What role does a dock manager play in WMS implementation?
The dock manager is typically the primary operations owner during a WMS rollout or upgrade—defining requirements, participating in system testing, training supervisors and coordinators, and managing the go-live transition. Post-implementation, the manager owns the dock module configuration, defines system workflows for receiving and shipping transactions, and escalates issues to the IT or WMS vendor team. WMS experience is increasingly a baseline expectation for this level.
How does a Shipping and Receiving Manager II interact with transportation and purchasing teams?
Daily. Inbound freight schedules are set by purchasing contracts and vendor performance; the dock manager provides feedback on delivery windows, carrier performance, and packaging that affects receiving efficiency. Outbound shipping capacity and scheduling are coordinated with the transportation team. When there are conflicts between what the dock can handle and what other teams are scheduling, the manager is the person who surfaces those constraints and negotiates solutions.

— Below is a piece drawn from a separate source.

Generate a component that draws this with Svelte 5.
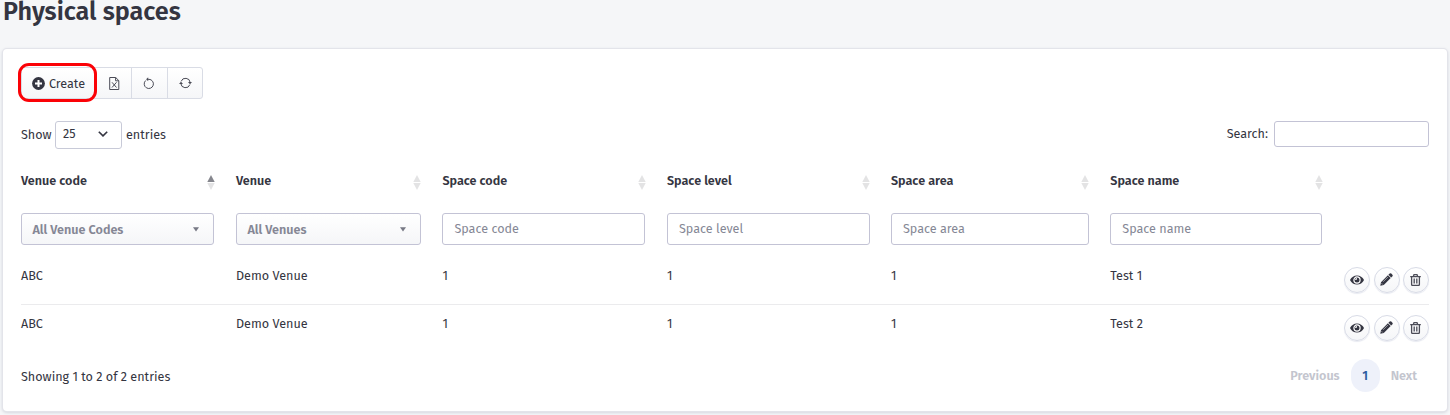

How is AI and automation changing dock management at this level?
AI-assisted dock scheduling tools now optimize carrier appointment windows based on historical freight patterns, door availability, and labor capacity. Automated truck identification and dock door assignment systems are being deployed at large facilities. For dock managers, these tools reduce manual scheduling work and generate data on dock utilization and bottlenecks that enable better staffing decisions. Managers who use these platforms effectively get more out of their labor budget than those managing purely by intuition.